If you need Medicaid to pay for the cost of you or a loved one entering a nursing home or long-term care facility, you must meet certain financial requirements. To qualify for assistance, you must decrease total assets to meet the allowable limit set by Medicaid. To reach this number, many people have to “spend down” their total assets so they qualify. NY Estate Planning Attorney | Burial Plans and Medicaid

Many state Medicaid programs exempt certain assets from that number. Because these exemptions aren’t considered as part of the allowable limit, they can help you spend down so you qualify for Medicaid benefits more quickly. One exemption Medicaid recognizes is the cost of funeral and burial plans.

However, since Medicaid qualification rules and guidelines can be confusing, it’s important to hire a knowledgeable New York estate planning attorney like the professionals at Landskind & Ricaforte Law Group P.C. to guide you on how to meet eligibility requirements.  

Funeral Expenses, Burial Costs, and Medicaid: What You Should Know

To be eligible for Medicaid, you’re limited to less than $2,000 in cash and a certain total amount in assets. However, this amount doesn’t include money you set aside for burial plans for yourself or a loved one. If you’ve pre-purchased a burial plot for your loved one or pre-planned the funeral or memorial service, the entire amount is excluded as an asset: Medicaid doesn’t recognize the amount that’s been appropriated for the funeral when determining your eligibility. 

How to Set Aside Money for a Funeral if You Need Medicaid 

If you want to spend down your assets to establish Medicaid eligibility, you can do this in a couple of different ways.

Create a Bank Account 

If you’re planning for a stay in a long-term care facility and need Medicaid assistance, one way you can spend down your assets is by creating a bank account specifically for the costs of a funeral and burial, up to $1,500, as of 2023. Having this money set aside is not only helpful for addressing the high cost of dying, it’s also money that won’t be counted as part of assets when determining your loved one’s Medicaid eligibility.  

Keep in mind that in New York, a traditional funeral may cost over $8,000. If you include cemetery fees, the expense is closer to $10,000. 

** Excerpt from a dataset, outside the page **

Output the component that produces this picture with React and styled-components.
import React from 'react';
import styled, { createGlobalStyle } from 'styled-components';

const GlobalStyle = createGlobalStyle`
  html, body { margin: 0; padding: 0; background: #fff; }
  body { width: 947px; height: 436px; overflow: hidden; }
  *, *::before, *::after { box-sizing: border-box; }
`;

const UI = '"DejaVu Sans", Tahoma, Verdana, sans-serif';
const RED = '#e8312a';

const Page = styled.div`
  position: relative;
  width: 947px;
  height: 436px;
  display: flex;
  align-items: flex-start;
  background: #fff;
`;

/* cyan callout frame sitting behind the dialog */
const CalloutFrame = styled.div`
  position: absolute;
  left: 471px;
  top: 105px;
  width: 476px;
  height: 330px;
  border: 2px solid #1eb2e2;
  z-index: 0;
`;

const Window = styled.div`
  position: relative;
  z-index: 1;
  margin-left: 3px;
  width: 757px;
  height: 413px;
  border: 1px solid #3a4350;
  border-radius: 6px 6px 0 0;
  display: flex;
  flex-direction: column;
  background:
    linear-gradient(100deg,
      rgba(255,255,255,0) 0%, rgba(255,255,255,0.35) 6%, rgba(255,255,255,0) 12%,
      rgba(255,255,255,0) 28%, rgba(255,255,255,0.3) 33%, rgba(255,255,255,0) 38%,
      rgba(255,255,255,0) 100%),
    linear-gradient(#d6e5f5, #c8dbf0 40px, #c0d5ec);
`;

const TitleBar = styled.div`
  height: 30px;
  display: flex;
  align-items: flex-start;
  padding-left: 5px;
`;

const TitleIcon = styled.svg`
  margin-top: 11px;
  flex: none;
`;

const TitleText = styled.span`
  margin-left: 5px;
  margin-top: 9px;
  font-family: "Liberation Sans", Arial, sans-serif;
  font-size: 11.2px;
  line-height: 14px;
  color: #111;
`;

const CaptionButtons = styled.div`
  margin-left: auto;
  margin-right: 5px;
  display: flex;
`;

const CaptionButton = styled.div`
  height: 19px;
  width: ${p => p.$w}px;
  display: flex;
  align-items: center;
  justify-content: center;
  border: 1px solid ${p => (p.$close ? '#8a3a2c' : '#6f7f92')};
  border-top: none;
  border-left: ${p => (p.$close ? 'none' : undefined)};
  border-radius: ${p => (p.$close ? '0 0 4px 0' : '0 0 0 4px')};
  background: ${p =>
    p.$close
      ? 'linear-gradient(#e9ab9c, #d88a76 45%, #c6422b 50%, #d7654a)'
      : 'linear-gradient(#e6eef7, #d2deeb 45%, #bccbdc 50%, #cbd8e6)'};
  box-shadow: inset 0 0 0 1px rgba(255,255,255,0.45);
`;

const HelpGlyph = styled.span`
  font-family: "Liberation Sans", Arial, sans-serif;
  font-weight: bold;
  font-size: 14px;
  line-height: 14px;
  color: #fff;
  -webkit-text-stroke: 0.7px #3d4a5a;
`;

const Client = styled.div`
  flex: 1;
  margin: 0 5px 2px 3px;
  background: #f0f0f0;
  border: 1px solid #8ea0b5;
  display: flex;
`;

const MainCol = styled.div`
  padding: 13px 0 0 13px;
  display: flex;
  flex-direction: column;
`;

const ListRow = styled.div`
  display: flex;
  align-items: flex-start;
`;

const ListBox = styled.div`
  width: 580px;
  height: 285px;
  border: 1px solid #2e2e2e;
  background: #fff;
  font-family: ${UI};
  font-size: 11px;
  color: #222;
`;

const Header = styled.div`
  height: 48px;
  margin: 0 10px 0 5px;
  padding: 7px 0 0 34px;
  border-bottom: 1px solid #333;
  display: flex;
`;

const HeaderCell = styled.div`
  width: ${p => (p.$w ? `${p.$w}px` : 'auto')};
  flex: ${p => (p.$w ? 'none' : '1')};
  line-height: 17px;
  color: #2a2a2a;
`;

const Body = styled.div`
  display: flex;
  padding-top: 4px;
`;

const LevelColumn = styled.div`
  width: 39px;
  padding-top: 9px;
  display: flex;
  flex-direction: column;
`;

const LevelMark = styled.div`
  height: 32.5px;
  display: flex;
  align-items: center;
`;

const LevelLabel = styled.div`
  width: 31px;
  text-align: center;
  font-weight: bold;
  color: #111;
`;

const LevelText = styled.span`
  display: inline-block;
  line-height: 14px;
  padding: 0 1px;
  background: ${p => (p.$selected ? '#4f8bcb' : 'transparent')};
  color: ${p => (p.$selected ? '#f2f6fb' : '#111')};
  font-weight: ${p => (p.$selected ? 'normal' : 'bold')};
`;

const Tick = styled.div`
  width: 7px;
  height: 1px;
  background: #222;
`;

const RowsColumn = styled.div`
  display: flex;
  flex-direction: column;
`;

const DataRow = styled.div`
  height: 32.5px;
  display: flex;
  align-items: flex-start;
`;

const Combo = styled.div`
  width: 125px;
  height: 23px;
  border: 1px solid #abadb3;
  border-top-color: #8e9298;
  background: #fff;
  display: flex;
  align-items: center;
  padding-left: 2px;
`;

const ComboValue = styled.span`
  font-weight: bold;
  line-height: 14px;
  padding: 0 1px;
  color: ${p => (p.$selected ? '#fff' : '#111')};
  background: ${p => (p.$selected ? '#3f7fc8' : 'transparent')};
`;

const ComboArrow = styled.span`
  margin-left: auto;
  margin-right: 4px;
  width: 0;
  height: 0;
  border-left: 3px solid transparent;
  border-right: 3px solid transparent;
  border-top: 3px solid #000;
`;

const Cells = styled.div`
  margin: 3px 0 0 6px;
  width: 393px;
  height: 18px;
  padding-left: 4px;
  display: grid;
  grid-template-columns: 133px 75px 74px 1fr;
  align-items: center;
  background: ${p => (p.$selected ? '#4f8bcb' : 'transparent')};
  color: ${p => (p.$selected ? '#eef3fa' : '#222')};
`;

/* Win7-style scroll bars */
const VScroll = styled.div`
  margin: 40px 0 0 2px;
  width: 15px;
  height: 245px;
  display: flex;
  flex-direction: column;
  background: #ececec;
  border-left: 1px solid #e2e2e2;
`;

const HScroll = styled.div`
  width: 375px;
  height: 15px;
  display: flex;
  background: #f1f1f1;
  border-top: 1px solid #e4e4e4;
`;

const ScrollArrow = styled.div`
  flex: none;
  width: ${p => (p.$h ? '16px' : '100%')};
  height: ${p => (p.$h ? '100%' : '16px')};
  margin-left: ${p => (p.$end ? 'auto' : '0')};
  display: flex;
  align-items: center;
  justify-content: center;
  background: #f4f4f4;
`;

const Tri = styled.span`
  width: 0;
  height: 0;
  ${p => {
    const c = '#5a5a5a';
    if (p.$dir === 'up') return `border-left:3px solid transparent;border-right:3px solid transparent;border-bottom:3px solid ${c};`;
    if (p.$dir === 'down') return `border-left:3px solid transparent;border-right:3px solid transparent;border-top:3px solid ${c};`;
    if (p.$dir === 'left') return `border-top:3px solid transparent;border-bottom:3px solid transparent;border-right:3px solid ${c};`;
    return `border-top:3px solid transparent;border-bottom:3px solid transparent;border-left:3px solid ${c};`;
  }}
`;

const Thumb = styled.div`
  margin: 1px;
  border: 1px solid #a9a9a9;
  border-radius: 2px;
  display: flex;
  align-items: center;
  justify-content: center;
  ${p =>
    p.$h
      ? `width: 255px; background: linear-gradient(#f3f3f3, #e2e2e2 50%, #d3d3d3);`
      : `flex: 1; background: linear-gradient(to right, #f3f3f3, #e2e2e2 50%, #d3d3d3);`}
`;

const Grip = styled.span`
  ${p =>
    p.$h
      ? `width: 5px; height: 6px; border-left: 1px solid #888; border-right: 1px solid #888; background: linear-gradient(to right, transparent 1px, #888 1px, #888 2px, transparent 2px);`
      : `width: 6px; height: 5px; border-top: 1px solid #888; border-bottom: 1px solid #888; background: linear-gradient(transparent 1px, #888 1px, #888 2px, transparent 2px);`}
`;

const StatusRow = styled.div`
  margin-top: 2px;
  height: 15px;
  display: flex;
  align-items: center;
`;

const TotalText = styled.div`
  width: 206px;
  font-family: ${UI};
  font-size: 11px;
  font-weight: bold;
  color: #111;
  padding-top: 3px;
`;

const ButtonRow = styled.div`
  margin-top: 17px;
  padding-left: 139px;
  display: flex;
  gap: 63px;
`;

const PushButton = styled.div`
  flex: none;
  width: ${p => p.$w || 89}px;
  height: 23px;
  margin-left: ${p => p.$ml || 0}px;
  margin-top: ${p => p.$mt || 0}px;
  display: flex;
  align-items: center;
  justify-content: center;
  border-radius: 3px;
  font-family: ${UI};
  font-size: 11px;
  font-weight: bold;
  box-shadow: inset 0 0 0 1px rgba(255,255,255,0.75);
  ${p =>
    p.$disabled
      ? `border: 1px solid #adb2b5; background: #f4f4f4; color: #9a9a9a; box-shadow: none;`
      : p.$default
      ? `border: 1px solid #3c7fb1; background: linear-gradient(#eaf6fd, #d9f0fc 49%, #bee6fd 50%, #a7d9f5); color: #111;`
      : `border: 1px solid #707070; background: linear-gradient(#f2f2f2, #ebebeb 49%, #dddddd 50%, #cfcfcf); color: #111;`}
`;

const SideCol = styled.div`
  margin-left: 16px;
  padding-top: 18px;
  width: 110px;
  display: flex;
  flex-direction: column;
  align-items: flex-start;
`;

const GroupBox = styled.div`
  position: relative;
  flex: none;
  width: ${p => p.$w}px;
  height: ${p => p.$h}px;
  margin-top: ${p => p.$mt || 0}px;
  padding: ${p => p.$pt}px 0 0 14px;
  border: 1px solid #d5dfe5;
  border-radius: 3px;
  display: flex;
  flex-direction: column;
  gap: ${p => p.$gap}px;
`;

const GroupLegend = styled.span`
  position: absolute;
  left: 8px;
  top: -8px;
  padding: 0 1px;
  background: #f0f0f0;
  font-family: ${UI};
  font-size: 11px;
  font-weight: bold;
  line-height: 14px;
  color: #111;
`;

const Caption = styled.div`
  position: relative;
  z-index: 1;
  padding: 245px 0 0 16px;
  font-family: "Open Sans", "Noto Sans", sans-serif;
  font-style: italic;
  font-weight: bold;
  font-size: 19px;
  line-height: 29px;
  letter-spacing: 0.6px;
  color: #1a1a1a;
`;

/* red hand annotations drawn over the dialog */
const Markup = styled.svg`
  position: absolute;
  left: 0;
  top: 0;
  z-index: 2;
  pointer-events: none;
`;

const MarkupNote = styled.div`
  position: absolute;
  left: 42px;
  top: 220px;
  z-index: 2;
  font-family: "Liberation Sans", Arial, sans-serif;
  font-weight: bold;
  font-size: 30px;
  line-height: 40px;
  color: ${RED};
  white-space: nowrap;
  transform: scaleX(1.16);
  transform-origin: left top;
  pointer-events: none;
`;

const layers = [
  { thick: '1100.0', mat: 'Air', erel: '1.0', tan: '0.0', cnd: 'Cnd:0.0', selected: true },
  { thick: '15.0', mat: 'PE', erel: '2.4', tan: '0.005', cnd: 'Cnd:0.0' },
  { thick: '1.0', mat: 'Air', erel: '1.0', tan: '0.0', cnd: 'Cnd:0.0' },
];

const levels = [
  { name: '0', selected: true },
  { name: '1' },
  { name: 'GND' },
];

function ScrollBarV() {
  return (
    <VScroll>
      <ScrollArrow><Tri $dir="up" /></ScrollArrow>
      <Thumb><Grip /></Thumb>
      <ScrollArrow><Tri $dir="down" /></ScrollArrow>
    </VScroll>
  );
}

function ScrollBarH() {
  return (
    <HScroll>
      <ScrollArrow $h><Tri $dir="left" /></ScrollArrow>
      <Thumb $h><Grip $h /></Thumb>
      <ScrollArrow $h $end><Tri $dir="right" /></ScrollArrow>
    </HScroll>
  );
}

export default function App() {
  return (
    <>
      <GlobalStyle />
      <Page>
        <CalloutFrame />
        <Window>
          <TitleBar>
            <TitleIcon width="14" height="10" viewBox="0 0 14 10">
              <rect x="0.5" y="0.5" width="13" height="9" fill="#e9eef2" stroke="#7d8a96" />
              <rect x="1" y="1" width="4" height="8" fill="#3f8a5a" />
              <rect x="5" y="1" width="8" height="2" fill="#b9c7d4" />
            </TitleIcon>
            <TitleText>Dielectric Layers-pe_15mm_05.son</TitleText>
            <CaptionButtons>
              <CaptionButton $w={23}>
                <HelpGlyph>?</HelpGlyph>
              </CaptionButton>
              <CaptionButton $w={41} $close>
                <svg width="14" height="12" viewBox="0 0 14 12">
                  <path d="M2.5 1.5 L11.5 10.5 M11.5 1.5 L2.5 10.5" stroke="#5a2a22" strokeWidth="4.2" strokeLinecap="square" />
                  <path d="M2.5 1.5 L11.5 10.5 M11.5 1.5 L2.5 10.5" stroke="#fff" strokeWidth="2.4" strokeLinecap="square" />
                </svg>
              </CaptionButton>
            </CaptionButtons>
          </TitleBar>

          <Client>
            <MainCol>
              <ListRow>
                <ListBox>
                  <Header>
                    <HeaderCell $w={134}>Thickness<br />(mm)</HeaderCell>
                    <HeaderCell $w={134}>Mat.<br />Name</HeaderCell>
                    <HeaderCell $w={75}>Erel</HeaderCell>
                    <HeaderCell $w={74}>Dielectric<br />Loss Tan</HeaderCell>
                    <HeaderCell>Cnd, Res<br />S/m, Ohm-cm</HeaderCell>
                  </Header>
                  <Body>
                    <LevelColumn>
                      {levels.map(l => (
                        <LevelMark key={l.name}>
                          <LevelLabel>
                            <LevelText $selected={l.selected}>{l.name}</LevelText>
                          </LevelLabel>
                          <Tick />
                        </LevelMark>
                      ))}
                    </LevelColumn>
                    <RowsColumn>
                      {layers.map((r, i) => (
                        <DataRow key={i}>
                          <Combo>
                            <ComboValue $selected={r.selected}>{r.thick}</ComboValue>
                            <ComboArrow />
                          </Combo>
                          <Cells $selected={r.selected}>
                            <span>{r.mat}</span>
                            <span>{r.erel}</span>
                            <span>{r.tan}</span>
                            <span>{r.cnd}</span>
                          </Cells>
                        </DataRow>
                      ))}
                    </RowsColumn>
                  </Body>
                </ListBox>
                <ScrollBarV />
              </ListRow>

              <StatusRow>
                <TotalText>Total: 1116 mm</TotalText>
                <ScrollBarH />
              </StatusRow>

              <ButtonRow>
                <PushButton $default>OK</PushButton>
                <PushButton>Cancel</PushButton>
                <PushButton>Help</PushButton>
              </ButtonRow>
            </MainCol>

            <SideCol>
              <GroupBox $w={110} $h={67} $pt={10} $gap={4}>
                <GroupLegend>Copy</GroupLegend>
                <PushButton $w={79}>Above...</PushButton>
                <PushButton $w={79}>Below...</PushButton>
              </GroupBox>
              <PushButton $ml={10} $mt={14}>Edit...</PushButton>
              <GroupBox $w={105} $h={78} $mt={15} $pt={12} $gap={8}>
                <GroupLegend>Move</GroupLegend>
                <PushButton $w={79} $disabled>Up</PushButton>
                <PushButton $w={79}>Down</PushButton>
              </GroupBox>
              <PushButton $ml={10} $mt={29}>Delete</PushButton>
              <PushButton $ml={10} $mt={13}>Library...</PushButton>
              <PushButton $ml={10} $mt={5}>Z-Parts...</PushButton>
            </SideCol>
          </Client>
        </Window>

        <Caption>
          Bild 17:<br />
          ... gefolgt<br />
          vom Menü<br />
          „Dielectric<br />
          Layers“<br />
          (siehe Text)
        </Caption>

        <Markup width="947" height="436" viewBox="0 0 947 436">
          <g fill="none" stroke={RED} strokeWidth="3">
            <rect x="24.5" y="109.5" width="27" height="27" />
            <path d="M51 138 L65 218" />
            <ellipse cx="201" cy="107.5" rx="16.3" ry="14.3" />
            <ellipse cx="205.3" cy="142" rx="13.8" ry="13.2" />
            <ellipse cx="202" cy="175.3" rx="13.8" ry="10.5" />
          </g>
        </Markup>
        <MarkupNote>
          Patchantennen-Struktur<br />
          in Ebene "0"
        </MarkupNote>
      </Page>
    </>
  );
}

Sign an Irrevocable Contract With a Funeral Home

If you purchase an irrevocable funeral trust, you’re paying in advance for an expense you’ll eventually need in the future. If you pay for a funeral now using a trust, that trust won’t be counted as an asset by Medicaid, and thus help you qualify for benefits. Additionally, establishing the trust doesn’t violate the look-back rule.

When you purchase this trust, it can be funded to the necessary amount for funeral and burial plans, based on your review of the general items and costs with the funeral director. Once you purchase the trust, the trust funds are considered “excludable assets” and aren’t counted toward Medicaid eligibility. However, you also can’t cash in the trust or cancel it.  

It’s also important to know that the funds you place in the irrevocable trust can’t be refunded to the person who purchased it. For example, if you placed $10,000 in the trust, and the funeral cost only $5,000, the remaining funds must be sent to the county from which the Medicaid benefits were received. 

Know the Limitations of an Irrevocable Funeral Trust

When you set up an irrevocable funeral trust to spend down your assets for Medicaid eligibility, here are two key points to remember. 

Money in the Trust Isn’t in Your Control 

This isn’t necessarily a disadvantage, but make sure you can afford to put that money away and not have it present a hardship. Because funerals are expensive, setting aside thousands of dollars may not be easy to do, especially if you need that money for current expenses. It’s important to weigh the advantages of spending down your assets for Medicaid eligibility against the need for that money now. 

The Funeral Home May Present Risks

The business from which you choose to purchase this type of trust may not be reputable or may have reliability issues. If the funeral home goes out of business, you could lose the money you’ve funded the trust with. However, these businesses must inform each client who has pre-funded a funeral and advise them how they can transfer their arrangements to another funeral home. 

But if this doesn’t happen, or you have trouble with a funeral home going out of business, the New York State Bureau of Funeral Directing may be able to help you.